## [Given request]
Your task is to output the listing word for word, with pictures excluded.

## [Data extract]
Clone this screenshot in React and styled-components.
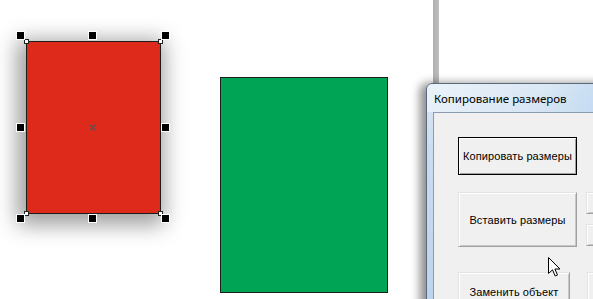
import React from "react";
import styled, { createGlobalStyle } from "styled-components";

const Global = createGlobalStyle`
  html, body { margin: 0; padding: 0; background: #ffffff; overflow: hidden; }
  #root { width: 593px; height: 299px; }
`;

const Canvas = styled.div`
  position: relative;
  width: 593px;
  height: 299px;
  overflow: hidden;
  background: #ffffff;
`;

const Rect = styled.div`
  position: absolute;
  box-sizing: border-box;
  left: ${(p) => p.$x}px;
  top: ${(p) => p.$y}px;
  width: ${(p) => p.$w}px;
  height: ${(p) => p.$h}px;
  background: ${(p) => p.$fill};
  border: 1px solid #1c1c1c;
  box-shadow: ${(p) => (p.$shadow ? "-3px 5px 20px 6px rgba(0,0,0,0.38)" : "none")};
`;

const Handle = styled.div`
  position: absolute;
  box-sizing: border-box;
  width: 9px;
  height: 9px;
  left: ${(p) => p.$x - 4}px;
  top: ${(p) => p.$y - 4}px;
  background: #000;
  border: 1px solid #fff;
`;

const Corner = styled.div`
  position: absolute;
  box-sizing: border-box;
  width: 5px;
  height: 5px;
  left: ${(p) => p.$x - 2}px;
  top: ${(p) => p.$y - 2}px;
  background: #fff;
  border: 1px solid #222;
`;

const CenterMark = styled.svg`
  position: absolute;
  left: 89px;
  top: 124px;
`;

const Divider = styled.div`
  position: absolute;
  left: 433px;
  top: 0;
  width: 6px;
  height: 100%;
  background: linear-gradient(90deg, #b0b0b0, #bdbdbd);
`;

const Window = styled.div`
  position: absolute;
  left: 426px;
  top: 83px;
  width: 200px;
  height: 240px;
  box-sizing: border-box;
  display: flex;
  flex-direction: column;
  border: 1px solid #5a6a7c;
  border-radius: 6px 6px 0 0;
  background: linear-gradient(180deg, #dbe8f5 0%, #c9dcf0 30%, #bcd3ec 100%);
  box-shadow: -4px 2px 10px 2px rgba(0,0,0,0.45);
`;

const TitleBar = styled.div`
  height: 28px;
  display: flex;
  align-items: center;
  padding-left: 7px;
  font-family: "Noto Sans", "Open Sans", sans-serif;
  font-size: 11.5px;
  color: #000;
  white-space: nowrap;
  background: linear-gradient(90deg, rgba(255,255,255,0.45), rgba(255,255,255,0) 60%, rgba(170,205,240,0.6));
  border-radius: 6px 6px 0 0;
`;

const Client = styled.div`
  flex: 1;
  margin-left: 6px;
  border-top: 1px solid #8a9bb0;
  border-left: 1px solid #8a9bb0;
  background: #f0f0f0;
  padding: 24px 0 0 24px;
  display: flex;
  flex-direction: column;
`;

const Row = styled.div`
  display: flex;
  gap: ${(p) => p.$gap || 9}px;
  margin-top: ${(p) => p.$mt || 0}px;
`;

const Stack = styled.div`
  display: flex;
  flex-direction: column;
  gap: 10px;
`;

const Button = styled.div`
  box-sizing: border-box;
  flex: none;
  width: ${(p) => p.$w}px;
  height: ${(p) => p.$h}px;
  display: flex;
  align-items: center;
  justify-content: center;
  font-family: "Liberation Sans", Arial, sans-serif;
  font-size: 11px;
  letter-spacing: 0.1px;
  color: #000;
  white-space: nowrap;
  background: #f0f0f0;
  border: 1px solid;
  border-color: ${(p) => (p.$default ? "#000" : "#e3e3e3 #a0a0a0 #a0a0a0 #e3e3e3")};
  box-shadow: ${(p) =>
    p.$default
      ? "inset 1px 1px 0 #ffffff, inset -1px -1px 0 #a0a0a0"
      : "inset 1px 1px 0 #ffffff, inset -1px -1px 0 #c8c8c8"};
`;

const Cursor = styled.svg`
  position: absolute;
  left: 548px;
  top: 257px;
`;

export default function App() {
  const handles = [
    [20, 35], [92, 35], [165, 35],
    [20, 127], [165, 127],
    [20, 218], [92, 218], [165, 218],
  ];
  const corners = [[26, 41], [160, 41], [26, 213], [160, 213]];
  return (
    <>
      <Global />
      <Canvas>
        <Rect $x={26} $y={41} $w={135} $h={173} $fill="#dd2a1b" $shadow />
        {corners.map(([x, y]) => (
          <Corner key={`c${x}-${y}`} $x={x} $y={y} />
        ))}
        {handles.map(([x, y]) => (
          <Handle key={`h${x}-${y}`} $x={x} $y={y} />
        ))}
        <CenterMark width="7" height="7" viewBox="0 0 7 7">
          <path d="M1 1 L6 6 M6 1 L1 6" stroke="#555" strokeWidth="1.4" />
        </CenterMark>
        <Rect $x={220} $y={77} $w={168} $h={216} $fill="#00a455" />
        <Divider />
        <Window>
          <TitleBar>Копирование размеров</TitleBar>
          <Client>
            <Row>
              <Button $w={119} $h={38} $default>Копировать размеры</Button>
            </Row>
            <Row $mt={17}>
              <Button $w={119} $h={55}>Вставить размеры</Button>
              <Stack>
                <Button $w={30} $h={22} />
                <Button $w={30} $h={22} />
              </Stack>
            </Row>
            <Row $mt={25} $gap={17}>
              <Button $w={112} $h={40}>Заменить объект</Button>
              <Button $w={30} $h={40} />
            </Row>
          </Client>
        </Window>
        <Cursor width="13" height="21" viewBox="0 0 13 21">
          <path
            d="M0.5 0.5 L0.5 16.5 L4.5 12.8 L7.2 19 L9.5 18 L6.9 12 L12 12 Z"
            fill="#fff"
            stroke="#000"
            strokeWidth="1"
            strokeLinejoin="miter"
          />
        </Cursor>
      </Canvas>
    </>
  );
}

## [Answer for the task]
Clone this screenshot in React and styled-components.
import React from "react";
import styled, { createGlobalStyle } from "styled-components";

const Global = createGlobalStyle`
  html, body { margin: 0; padding: 0; background: #ffffff; overflow: hidden; }
  #root { width: 593px; height: 299px; }
`;

const Canvas = styled.div`
  position: relative;
  width: 593px;
  height: 299px;
  overflow: hidden;
  background: #ffffff;
`;

const Rect = styled.div`
  position: absolute;
  box-sizing: border-box;
  left: ${(p) => p.$x}px;
  top: ${(p) => p.$y}px;
  width: ${(p) => p.$w}px;
  height: ${(p) => p.$h}px;
  background: ${(p) => p.$fill};
  border: 1px solid #1c1c1c;
  box-shadow: ${(p) => (p.$shadow ? "-3px 5px 20px 6px rgba(0,0,0,0.38)" : "none")};
`;

const Handle = styled.div`
  position: absolute;
  box-sizing: border-box;
  width: 9px;
  height: 9px;
  left: ${(p) => p.$x - 4}px;
  top: ${(p) => p.$y - 4}px;
  background: #000;
  border: 1px solid #fff;
`;

const Corner = styled.div`
  position: absolute;
  box-sizing: border-box;
  width: 5px;
  height: 5px;
  left: ${(p) => p.$x - 2}px;
  top: ${(p) => p.$y - 2}px;
  background: #fff;
  border: 1px solid #222;
`;

const CenterMark = styled.svg`
  position: absolute;
  left: 89px;
  top: 124px;
`;

const Divider = styled.div`
  position: absolute;
  left: 433px;
  top: 0;
  width: 6px;
  height: 100%;
  background: linear-gradient(90deg, #b0b0b0, #bdbdbd);
`;

const Window = styled.div`
  position: absolute;
  left: 426px;
  top: 83px;
  width: 200px;
  height: 240px;
  box-sizing: border-box;
  display: flex;
  flex-direction: column;
  border: 1px solid #5a6a7c;
  border-radius: 6px 6px 0 0;
  background: linear-gradient(180deg, #dbe8f5 0%, #c9dcf0 30%, #bcd3ec 100%);
  box-shadow: -4px 2px 10px 2px rgba(0,0,0,0.45);
`;

const TitleBar = styled.div`
  height: 28px;
  display: flex;
  align-items: center;
  padding-left: 7px;
  font-family: "Noto Sans", "Open Sans", sans-serif;
  font-size: 11.5px;
  color: #000;
  white-space: nowrap;
  background: linear-gradient(90deg, rgba(255,255,255,0.45), rgba(255,255,255,0) 60%, rgba(170,205,240,0.6));
  border-radius: 6px 6px 0 0;
`;

const Client = styled.div`
  flex: 1;
  margin-left: 6px;
  border-top: 1px solid #8a9bb0;
  border-left: 1px solid #8a9bb0;
  background: #f0f0f0;
  padding: 24px 0 0 24px;
  display: flex;
  flex-direction: column;
`;

const Row = styled.div`
  display: flex;
  gap: ${(p) => p.$gap || 9}px;
  margin-top: ${(p) => p.$mt || 0}px;
`;

const Stack = styled.div`
  display: flex;
  flex-direction: column;
  gap: 10px;
`;

const Button = styled.div`
  box-sizing: border-box;
  flex: none;
  width: ${(p) => p.$w}px;
  height: ${(p) => p.$h}px;
  display: flex;
  align-items: center;
  justify-content: center;
  font-family: "Liberation Sans", Arial, sans-serif;
  font-size: 11px;
  letter-spacing: 0.1px;
  color: #000;
  white-space: nowrap;
  background: #f0f0f0;
  border: 1px solid;
  border-color: ${(p) => (p.$default ? "#000" : "#e3e3e3 #a0a0a0 #a0a0a0 #e3e3e3")};
  box-shadow: ${(p) =>
    p.$default
      ? "inset 1px 1px 0 #ffffff, inset -1px -1px 0 #a0a0a0"
      : "inset 1px 1px 0 #ffffff, inset -1px -1px 0 #c8c8c8"};
`;

const Cursor = styled.svg`
  position: absolute;
  left: 548px;
  top: 257px;
`;

export default function App() {
  const handles = [
    [20, 35], [92, 35], [165, 35],
    [20, 127], [165, 127],
    [20, 218], [92, 218], [165, 218],
  ];
  const corners = [[26, 41], [160, 41], [26, 213], [160, 213]];
  return (
    <>
      <Global />
      <Canvas>
        <Rect $x={26} $y={41} $w={135} $h={173} $fill="#dd2a1b" $shadow />
        {corners.map(([x, y]) => (
          <Corner key={`c${x}-${y}`} $x={x} $y={y} />
        ))}
        {handles.map(([x, y]) => (
          <Handle key={`h${x}-${y}`} $x={x} $y={y} />
        ))}
        <CenterMark width="7" height="7" viewBox="0 0 7 7">
          <path d="M1 1 L6 6 M6 1 L1 6" stroke="#555" strokeWidth="1.4" />
        </CenterMark>
        <Rect $x={220} $y={77} $w={168} $h={216} $fill="#00a455" />
        <Divider />
        <Window>
          <TitleBar>Копирование размеров</TitleBar>
          <Client>
            <Row>
              <Button $w={119} $h={38} $default>Копировать размеры</Button>
            </Row>
            <Row $mt={17}>
              <Button $w={119} $h={55}>Вставить размеры</Button>
              <Stack>
                <Button $w={30} $h={22} />
                <Button $w={30} $h={22} />
              </Stack>
            </Row>
            <Row $mt={25} $gap={17}>
              <Button $w={112} $h={40}>Заменить объект</Button>
              <Button $w={30} $h={40} />
            </Row>
          </Client>
        </Window>
        <Cursor width="13" height="21" viewBox="0 0 13 21">
          <path
            d="M0.5 0.5 L0.5 16.5 L4.5 12.8 L7.2 19 L9.5 18 L6.9 12 L12 12 Z"
            fill="#fff"
            stroke="#000"
            strokeWidth="1"
            strokeLinejoin="miter"
          />
        </Cursor>
      </Canvas>
    </>
  );
}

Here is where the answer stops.